• WRITTEN EXERCISE: Print the material below exactly as it stands, please, from its first line to the line holding "['首页', '实时监控', '人员管理', '权限管理', '设备管理', '报表中心', '系统设置'];", with no pictures.

• RAW DATA:
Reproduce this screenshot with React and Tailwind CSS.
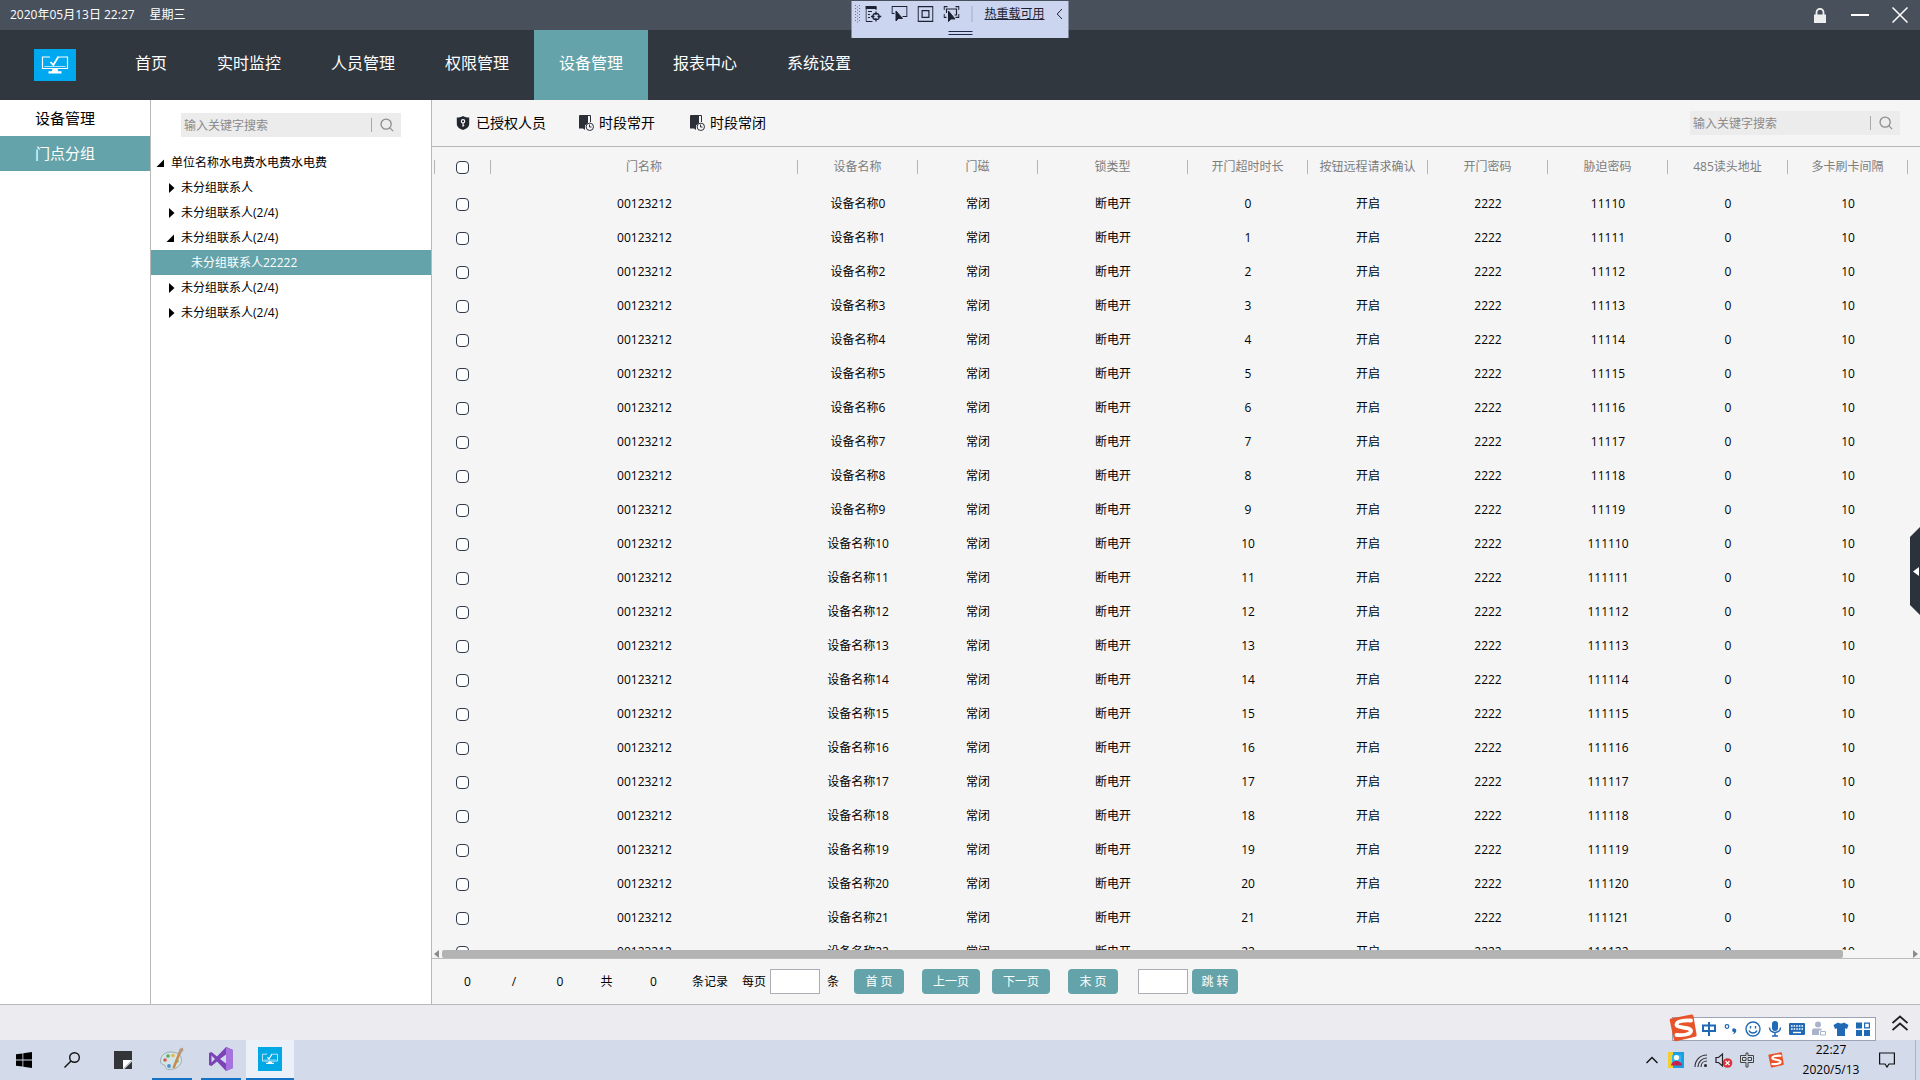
import { useState } from 'react';
import clsx from 'clsx';

const NAV = ['首页', '实时监控', '人员管理', '权限管理', '设备管理', '报表中心', '系统设置'];

const TREE = [
  { label: '单位名称水电费水电费水电费', level: 0, open: true },
  { label: '未分组联系人', level: 1 },
  { label: '未分组联系人(2/4)', level: 1 },
  { label: '未分组联系人(2/4)', level: 1, open: true },
  { label: '未分组联系人22222', level: 2 },
  { label: '未分组联系人(2/4)', level: 1 },
  { label: '未分组联系人(2/4)', level: 1 },
];

const COLUMNS = [
  { title: '门名称', width: '' },
  { title: '设备名称', width: 'w-[120px]' },
  { title: '门磁', width: 'w-[120px]' },
  { title: '锁类型', width: 'w-[150px]' },
  { title: '开门超时时长', width: 'w-[120px]' },
  { title: '按钮远程请求确认', width: 'w-[120px]' },
  { title: '开门密码', width: 'w-[120px]' },
  { title: '胁迫密码', width: 'w-[120px]' },
  { title: '485读头地址', width: 'w-[120px]' },
  { title: '多卡刷卡间隔', width: 'w-[120px]' },
];

const ROWS = Array.from({ length: 23 }, (_, i) => [
  '00123212', `设备名称${i}`, '常闭', '断电开', `${i}`, '开启', '2222', `1111${i}`, '0', '10',
]);

function MonitorIcon({ className }) {
  return (
    <svg viewBox="0 0 28 20" className={className} fill="none" stroke="#fff">
      <path d="M9 2H1.5v11.5h25V2H18" strokeWidth="1.2" />
      <path d="M3.5 11.5h21" strokeWidth="1" opacity=".7" />
      <path d="M9.5 7l2.800 3L17.500 1.500" strokeWidth="1.800" />
      <path d="M11.500 14h5l.8 2.200h3.200v2.300h-13v-2.300h3.200z" fill="#fff" stroke="none" />
    </svg>
  );
}

function SearchIcon({ className }) {
  return (
    <svg viewBox="0 0 16 16" className={className} fill="none" stroke="#8d8d8d" strokeWidth="1.500">
      <circle cx="7" cy="7" r="5.800" />
      <path d="M11 11l4 4" />
    </svg>
  );
}

function ShieldIcon() {
  return (
    <svg viewBox="0 0 14 14" className="size-3.5">
      <path d="M7 0c2 1.200 4 1.600 6.200 1.600V8c0 3-3 5-6.200 6C3.800 13 .8 11 .8 8V1.600C3 1.600 5 1.200 7 0z" fill="#23282f" />
      <circle cx="7" cy="5.300" r="1.700" fill="none" stroke="#fff" strokeWidth="1.100" />
      <path d="M7 7v3.800M7 9.300h1.300" stroke="#fff" strokeWidth="1.100" />
    </svg>
  );
}

function DoorClockIcon() {
  return (
    <svg viewBox="0 0 16 16" className="size-4">
      <path d="M1.500 13V.5h11V7" fill="none" stroke="#2b3038" />
      <path d="M1 1h9v7l-3 2.500V15l-2-1.500H1z" fill="#2b3038" />
      <circle cx="11.800" cy="11.800" r="3.700" fill="#f5f5f5" stroke="#2b3038" />
      <path d="M11.500 9.500V12h2" fill="none" stroke="#2b3038" />
    </svg>
  );
}

function SogouIcon({ className }) {
  return (
    <svg viewBox="0 0 28 28" className={className}>
      <path d="M2 4.500L22.500.5q1.500-.2 1.900 1.300l3.200 19q.2 1.700-1.400 2L7 27.300q-1.700.3-2.100-1.400L.7 6.300Q.4 4.900 2 4.500z" fill="#e8542a" />
      <path d="M22 6.500C16 6 7.500 7 7.500 10.500c0 4 14.500 2 14.500 6.500 0 3.500-8 4.500-14.500 4" fill="none" stroke="#fff" strokeWidth="3.800" strokeLinecap="round" />
    </svg>
  );
}

function SearchBox({ label, className }) {
  return (
    <div className={clsx('flex h-6 items-center bg-[#ececec]', className)}>
      <input
        type="text"
        aria-label={label}
        placeholder="输入关键字搜索"
        className="h-full min-w-0 flex-1 bg-transparent pl-[3px] text-xs outline-none placeholder:text-[#8a8a8a]"
      />
      <button aria-label="搜索" className="flex h-3.5 w-[30px] items-center justify-center border-l border-[#aaa]">
        <SearchIcon className="size-3.5" />
      </button>
    </div>
  );
}

function TitleBar() {
  return (
    <header className="flex h-[30px] shrink-0 items-center bg-[#48505b] pl-2.5 text-xs text-white">
      <span>2020年05月13日 22:27</span>
      <span className="ml-[15px]">星期三</span>
      <div className="ml-auto flex items-center">
        <button aria-label="锁定" className="flex w-10 justify-center">
          <svg viewBox="0 0 12 15" className="h-[15px] w-3">
            <path d="M2.500 7V4.300a3.500 3.500 0 017 0V7" fill="none" stroke="#eee" strokeWidth="1.800" />
            <path d="M0 6.500h12V15H0z" fill="#eee" />
          </svg>
        </button>
        <button aria-label="最小化" className="flex w-10 justify-center">
          <span className="h-0.5 w-[18px] bg-white" />
        </button>
        <button aria-label="关闭" className="flex w-10 justify-center">
          <svg viewBox="0 0 16 16" className="size-4" stroke="#fff" strokeWidth="1.500">
            <path d="M.5.5l15 15M15.500.5l-15 15" />
          </svg>
        </button>
      </div>
    </header>
  );
}

function DebugToolbar() {
  return (
    <div className="absolute top-px left-1/2 flex h-[37px] w-[217px] -translate-x-1/2 flex-col bg-[#ccd5f0] text-[#1c2233]">
      <div className="flex h-[26px] items-center pl-[3px]">
        <svg viewBox="0 0 6 18" className="mr-[5px] h-[18px] w-1.5">
          <path d="M1 0v18M5 0v18" stroke="#6b7594" strokeDasharray="1 2" />
          <path d="M3 1.500v16" stroke="#6b7594" strokeDasharray="1 2" />
        </svg>
        <button aria-label="实时可视化树" className="mr-2.5">
          <svg viewBox="0 0 16 16" className="size-4" fill="none" stroke="#1c2233">
            <path d="M.5 0v15.500H7" />
            <path d="M0 1.500h11" strokeWidth="3" />
            <path d="M10.500 1v3M2.500 5.500h4M2.500 8.500h2M2.500 11.500h2" />
            <circle cx="10.500" cy="10.500" r="3.200" strokeWidth="1.300" />
            <path d="M10.500 5.500v3.500M10.500 12v3.500M5.500 10.500H9M12 10.500h4" strokeWidth="1.300" />
          </svg>
        </button>
        <button aria-label="选择元素" className="mr-2.5">
          <svg viewBox="0 0 16 16" className="size-4" fill="none" stroke="#1c2233">
            <path d="M3 7.500H.5V.5h15v10H11" strokeWidth="1.200" />
            <path d="M4.500 5v10l2.500-2.600 4 .1z" fill="#1c2233" />
          </svg>
        </button>
        <button aria-label="显示布局" className="mr-2.5">
          <svg viewBox="0 0 16 16" className="size-4" fill="none" stroke="#1c2233" strokeWidth="1.200">
            <path d="M.6.600h14.800v14.800H.6zM4.600 4.600h6.800v6.800H4.600z" />
          </svg>
        </button>
        <button aria-label="跟踪焦点" className="mr-2.5">
          <svg viewBox="0 0 16 16" className="size-4" fill="none" stroke="#1c2233">
            <path d="M.6 4V.6H4M12 .6h3.400V4M15.400 8v3.400H12M.6 8v3.400H3M3 7V3h10v6h-2" strokeWidth="1.200" />
            <path d="M5 5v10.500l2.500-2.600 4 .1z" fill="#1c2233" />
          </svg>
        </button>
        <span className="mx-0.5 h-4 w-px bg-[#a3abc6]" />
        <a href="#reload" className="ml-2.5 text-xs underline">热重载可用</a>
        <button aria-label="折叠" className="ml-3">
          <svg viewBox="0 0 6 10" className="h-2.5 w-1.5" fill="none" stroke="#1c2233">
            <path d="M5.500 0L.7 5l4.800 5" />
          </svg>
        </button>
      </div>
      <div className="mx-auto mt-1 h-1 w-6 shrink-0 border-y border-[#1c2a4a]" />
    </div>
  );
}

function NavBar() {
  const [active, setActive] = useState(4);
  return (
    <nav className="flex h-[70px] shrink-0 bg-[#31373f] pl-[34px] text-base text-white">
      <div className="mt-[19px] mr-[34px] flex h-8 w-[42px] items-center justify-center bg-[#00a8ef]">
        <MonitorIcon className="h-5 w-7" />
      </div>
      {NAV.map((item, i) => (
        <button
          key={item}
          onClick={() => setActive(i)}
          className={clsx('px-[25px] pb-1', i === active && 'bg-[#65a3aa]')}
        >
          {item}
        </button>
      ))}
    </nav>
  );
}

function Tree() {
  const [selected, setSelected] = useState(4);
  return (
    <ul>
      {TREE.map((node, i) => (
        <li key={i}>
          <button
            onClick={() => setSelected(i)}
            className={clsx(
              'flex h-[25px] w-full items-center text-xs',
              node.level === 0 && 'pl-1.5',
              node.level === 1 && 'pl-4',
              node.level === 2 && 'pl-10',
              i === selected && 'bg-[#65a3aa] text-white',
            )}
          >
            {node.level < 2 && (
              <svg viewBox="0 0 8 10" className="mr-1.5 h-2.5 w-2 overflow-visible">
                <path d={node.open ? 'M7 1.500V9H-.5z' : 'M2 0l5.500 5L2 10z'} />
              </svg>
            )}
            {node.label}
          </button>
        </li>
      ))}
    </ul>
  );
}

const checkbox =
  'block size-[13px] mx-auto appearance-none rounded border border-[#2f3b4a] bg-white checked:bg-[#65a3aa]';

function DoorTable() {
  return (
    <div className="min-h-0 flex-1 overflow-hidden pr-3 pl-0.5">
      <table className="w-full table-fixed border-collapse text-center text-xs">
        <thead>
          <tr className="h-10 text-[#7d7d7d]">
            <th className="w-[57px] p-0 font-normal">
              <div className="flex h-3.5 items-center border-x border-[#b5b5b5]">
                <input type="checkbox" aria-label="全选" className={checkbox} />
              </div>
            </th>
            {COLUMNS.map((col) => (
              <th key={col.title} className={clsx('p-0 font-normal whitespace-nowrap', col.width)}>
                <div className="flex h-3.5 items-center justify-center border-r border-[#b5b5b5]">{col.title}</div>
              </th>
            ))}
          </tr>
        </thead>
        <tbody>
          {ROWS.map((row, i) => (
            <tr key={i} className="h-[34px]">
              <td className="p-0 pt-px">
                <input type="checkbox" aria-label={`选择${row[1]}`} className={checkbox} />
              </td>
              {row.map((cell, j) => (
                <td key={j} className="p-0">{cell}</td>
              ))}
            </tr>
          ))}
        </tbody>
      </table>
    </div>
  );
}

function ScrollBar() {
  return (
    <div className="flex h-[9px] shrink-0 items-center border-b border-[#b9bdbc] px-0.5">
      <svg viewBox="0 0 5 8" className="mr-[3px] h-2 w-[5px]"><path d="M5 0v8L0 4z" fill="#8c8c8c" /></svg>
      <div className="mr-[70px] h-2 flex-1 rounded-xs bg-[#b3b3b3]" />
      <svg viewBox="0 0 5 8" className="h-2 w-[5px]"><path d="M0 0v8l5-4z" fill="#8c8c8c" /></svg>
    </div>
  );
}

const pageButton = 'h-[25px] rounded-sm bg-[#65a3aa] text-white';
const pageInput = 'h-[25px] w-[50px] border border-[#abadb3] bg-white px-1 outline-none';

function Pager() {
  return (
    <footer className="flex h-[45px] shrink-0 items-center pl-3 text-xs">
      <span className="w-[47px] text-center">0</span>
      <span className="w-[46px] text-center">/</span>
      <span className="w-[46px] text-center">0</span>
      <span className="w-[47px] text-center">共</span>
      <span className="w-[47px] text-center">0</span>
      <span className="ml-[15px]">条记录</span>
      <label htmlFor="size" className="mr-1 ml-3.5">每页</label>
      <input id="size" type="text" className={pageInput} />
      <span className="mx-[7px]">条</span>
      <button className={clsx(pageButton, 'ml-2 w-[50px]')}>首 页</button>
      <button className={clsx(pageButton, 'ml-[18px] w-[58px]')}>上一页</button>
      <button className={clsx(pageButton, 'ml-3 w-[58px]')}>下一页</button>
      <button className={clsx(pageButton, 'ml-[18px] w-[50px]')}>末 页</button>
      <input type="text" aria-label="页码" className={clsx(pageInput, 'ml-5')} />
      <button className={clsx(pageButton, 'ml-1 w-[46px]')}>跳 转</button>
    </footer>
  );
}

function ImeBar() {
  return (
    <div className="absolute right-11 bottom-[39px] flex h-6 items-center border border-[#9ba3b5] bg-white pr-1 pl-6">
      <SogouIcon className="absolute -bottom-0.5 -left-1 size-7" />
      <div className="flex items-center gap-1.5 pl-1 text-[#1f69b5]">
        <svg viewBox="0 0 16 16" className="size-4" fill="none" stroke="currentColor" strokeWidth="2">
          <path d="M2 4.500h12v5.500H2zM8 1v14" />
        </svg>
        <svg viewBox="0 0 16 16" className="size-4" fill="none" stroke="currentColor">
          <circle cx="4" cy="5.500" r="1.800" strokeWidth="1.200" />
          <path d="M11.500 7.500a1.800 1.800 0 10-.5 3.500q0 1.200-1.500 2.500c2.500-.8 4-2.500 3.800-4.500a1.800 1.800 0 00-1.800-1.500z" fill="currentColor" stroke="none" />
        </svg>
        <svg viewBox="0 0 16 16" className="size-4" fill="none" stroke="currentColor" strokeWidth="1.400">
          <circle cx="8" cy="8" r="7" />
          <path d="M5.500 5v2.500M10.500 5v2.500M4 9.500c1.500 3.300 6.500 3.300 8 0" />
        </svg>
        <svg viewBox="0 0 16 16" className="size-4" fill="none" stroke="currentColor" strokeWidth="1.500">
          <rect x="5" y="0" width="6" height="10" rx="3" fill="currentColor" stroke="none" />
          <path d="M2.500 6.500c0 6.500 11 6.500 11 0M8 11.500v3.500M5 15h6" />
        </svg>
        <svg viewBox="0 0 16 16" className="size-4">
          <rect x="0" y="2" width="16" height="12" rx="1" fill="currentColor" />
          <path d="M2 5h12M2 8h12" stroke="#fff" strokeWidth="1.600" strokeDasharray="1.600 1" />
          <path d="M4 11.500h8" stroke="#fff" strokeWidth="1.400" />
        </svg>
        <svg viewBox="0 0 16 16" className="size-4" fill="#a9b4ca">
          <circle cx="7" cy="3.500" r="3" />
          <path d="M1 14V9.500q0-2 2-2h7.500v2H8V14z" />
          <path d="M9.500 10.500h5v3.500h-5z" fill="#fff" stroke="#a9b4ca" />
        </svg>
        <svg viewBox="0 0 16 16" className="size-4" fill="currentColor">
          <path d="M5 1.500q3 2 6 0L15.500 4 14 8l-2-.7V15H4V7.300L2 8 .5 4z" />
        </svg>
        <svg viewBox="0 0 16 16" className="size-4" fill="currentColor">
          <path d="M1 1.500h6v6H1zM1 9h6v6H1zM9 9h6v6H9z" />
          <path d="M9.600 2.100h4.800v4.800H9.600z" fill="#fff" stroke="currentColor" strokeWidth="1.200" />
        </svg>
      </div>
    </div>
  );
}

function TaskBar() {
  return (
    <div className="flex h-10 shrink-0 items-stretch bg-[#d3daea] text-xs text-black">
      <button aria-label="开始" className="flex w-12 items-center justify-center">
        <svg viewBox="0 0 16 16" className="size-4">
          <path d="M0 2.300l6.500-.9v6.200H0zM7.300 1.300L16 0v7.600H7.300zM0 8.400h6.500v6.200L0 13.700zM7.300 8.400H16V16l-8.700-1.300z" />
        </svg>
      </button>
      <button aria-label="搜索" className="flex w-12 items-center justify-center">
        <svg viewBox="0 0 16 16" className="size-4" fill="none" stroke="#111" strokeWidth="1.400">
          <circle cx="10.500" cy="5.500" r="4.800" />
          <path d="M7 9L.5 15.500" />
        </svg>
      </button>
      <button aria-label="便笺" className="flex w-[54px] items-center justify-center">
        <svg viewBox="0 0 18 18" className="size-[18px]">
          <path d="M0 0h18v9l-9 9H0z" fill="#333539" />
          <path d="M9 18V9h9z" fill="#fff" />
          <path d="M18 10.500V18h-7.500z" fill="#333539" />
        </svg>
      </button>
      <button aria-label="画图" className="ml-0.5 flex w-10 items-center justify-center border-b-2 border-[#1572c4]">
        <svg viewBox="0 0 24 24" className="size-6">
          <path d="M10 5C4 5 0 10 .5 15c.5 3 3.500 2 4.500 3.500s0 4 4 4c7 0 13-4 12.500-10S16 5 10 5z" fill="#d4e3e6" stroke="#8ba3a8" strokeWidth=".8" />
          <circle cx="5" cy="13" r="1.800" fill="#d95b50" />
          <circle cx="8" cy="9" r="1.800" fill="#5ba958" />
          <circle cx="13" cy="8.500" r="1.800" fill="#e5b94a" />
          <circle cx="9" cy="19" r="1.900" fill="#4d8fd1" />
          <circle cx="17" cy="14" r="1.800" fill="#79b77a" />
          <path d="M13.500 21L20 5" stroke="#c68b4d" strokeWidth="2.500" />
          <path d="M18.500 6l1-4 3-1.500 1 2.500-3 4z" fill="#b59a78" />
        </svg>
      </button>
      <button aria-label="Visual Studio" className="ml-[9px] flex w-10 items-center justify-center border-b-2 border-[#1572c4]">
        <svg viewBox="0 0 24 24" className="size-6">
          <path d="M0 6l2.500-1L8 9.500 17 0l7 3v18l-7 3-9-9.500L2.500 19 0 18z" fill="#7a43b6" />
          <path d="M17 0l7 3v18l-7 3z" fill="#a672dd" />
          <path d="M2.500 8.500v7L6 12zM17 7.500L11 12l6 4.500z" fill="#d3daea" />
        </svg>
      </button>
      <button aria-label="门禁管理" className="ml-[5px] flex w-12 items-center justify-center border-b-2 border-[#1572c4] bg-[#ecf0f8]">
        <span className="flex size-6 items-center justify-center bg-[#00a8e6]">
          <MonitorIcon className="h-3 w-[18px]" />
        </span>
      </button>

      <div className="ml-auto flex items-center">
        <svg viewBox="0 0 12 8" className="mr-2.5 h-2 w-3" fill="none" stroke="#111" strokeWidth="1.400">
          <path d="M.5 7L6 1.500 11.500 7" />
        </svg>
        <svg viewBox="0 0 16 16" className="mr-[9px] size-4">
          <path d="M0 0h16v16H0z" fill="#1a9fe0" />
          <path d="M0 0h5v16H0z" fill="#f2cf2e" />
          <path d="M4 3h9v9H4z" fill="#35b6ee" />
          <circle cx="8.500" cy="5.500" r="2.600" fill="#fff" />
          <path d="M3 13.500c.5-6 10.500-6 11 0z" fill="#c91f4d" />
        </svg>
        <svg viewBox="0 0 16 16" className="mr-1.5 size-4" fill="none" stroke="#333" strokeWidth="1.200">
          <path d="M2 15C2 8 7 3 14 3M5 15c0-5 4-9 9-9M8 15c0-3.500 2.500-6 6-6" />
          <circle cx="12.500" cy="13.500" r="1" fill="#333" />
        </svg>
        <svg viewBox="0 0 18 16" className="mr-1.5 h-4 w-[18px]">
          <path d="M1 5.500h2.500L7.500 2v12L3.500 10.500H1z" fill="none" stroke="#222" strokeWidth="1.200" />
          <circle cx="12.500" cy="11" r="4.800" fill="#d9343e" />
          <path d="M10.500 9l4 4M14.500 9l-4 4" stroke="#fff" strokeWidth="1.200" />
        </svg>
        <svg viewBox="0 0 16 16" className="mr-[13px] size-4" fill="none" stroke="#444">
          <path d="M1.500 3.500h5.500V1h2v2.500h5.500v7H9V15H7v-4.500H1.500zM3.500 5.500h3.500v3H3.500zM9 5.500h3.500v3H9z" />
        </svg>
        <SogouIcon className="size-4" />
        <div className="mr-[17px] ml-4 flex w-[62px] flex-col items-center leading-5">
          <span>22:27</span>
          <span>2020/5/13</span>
        </div>
        <button aria-label="通知" className="mr-5">
          <svg viewBox="0 0 16 16" className="size-4" fill="none" stroke="#111" strokeWidth="1.200">
            <path d="M.6 1h14.800v11H10l-2 3-2-3H.6z" />
          </svg>
        </button>
        <span className="mr-1 h-10 w-px bg-[#a9b3c8]" />
      </div>
    </div>
  );
}

export default function App() {
  return (
    <div className="relative flex h-screen flex-col overflow-hidden bg-[#ecebef] font-['Open_Sans','Noto_Sans_CJK_SC',sans-serif] text-black">
      <TitleBar />
      <NavBar />
      <DebugToolbar />

      <div className="flex min-h-0 flex-1 border-b border-[#b5bab9]">
        <aside className="w-[151px] shrink-0 border-r border-[#b5bab9] bg-white text-[15px]">
          <button className="block h-9 w-full pl-[35px] text-left">设备管理</button>
          <button className="block h-[35px] w-full bg-[#65a3aa] pl-[35px] text-left text-white">门点分组</button>
        </aside>

        <section className="w-[281px] shrink-0 border-r border-[#b5bab9] bg-white">
          <SearchBox label="搜索分组" className="mx-[30px] mt-[13px] mb-[13px]" />
          <Tree />
        </section>

        <main className="relative flex min-w-0 flex-1 flex-col bg-[#f5f5f5]">
          <div className="flex h-[47px] shrink-0 items-center border-b border-[#b5bab9] pr-5 pl-6 text-sm">
            <button className="mr-8 flex items-center gap-1.5"><ShieldIcon />已授权人员</button>
            <button className="mr-[34px] flex items-center gap-[5px]"><DoorClockIcon />时段常开</button>
            <button className="flex items-center gap-[5px]"><DoorClockIcon />时段常闭</button>
            <SearchBox label="搜索门点" className="ml-auto w-[210px]" />
          </div>
          <DoorTable />
          <ScrollBar />
          <Pager />
          <button aria-label="展开面板" className="absolute top-[427px] right-0">
            <svg viewBox="0 0 10 88" className="h-[88px] w-2.5">
              <path d="M10 0v88L0 78V10z" fill="#2c323b" />
              <path d="M9 40v9l-6-4.500z" fill="#fff" />
            </svg>
          </button>
        </main>
      </div>

      <div className="flex h-[35px] shrink-0 items-center justify-end pr-3">
        <button aria-label="展开">
          <svg viewBox="0 0 16 16" className="size-4" fill="none" stroke="#222" strokeWidth="1.800">
            <path d="M.5 8L8 1.500 15.500 8M.5 15L8 8.500l7.500 6.500" />
          </svg>
        </button>
      </div>
      <ImeBar />
      <TaskBar />
    </div>
  );
}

• ANSWER TO THIS TASK:
Reproduce this screenshot with React and Tailwind CSS.
import { useState } from 'react';
import clsx from 'clsx';

const NAV = ['首页', '实时监控', '人员管理', '权限管理', '设备管理', '报表中心', '系统设置'];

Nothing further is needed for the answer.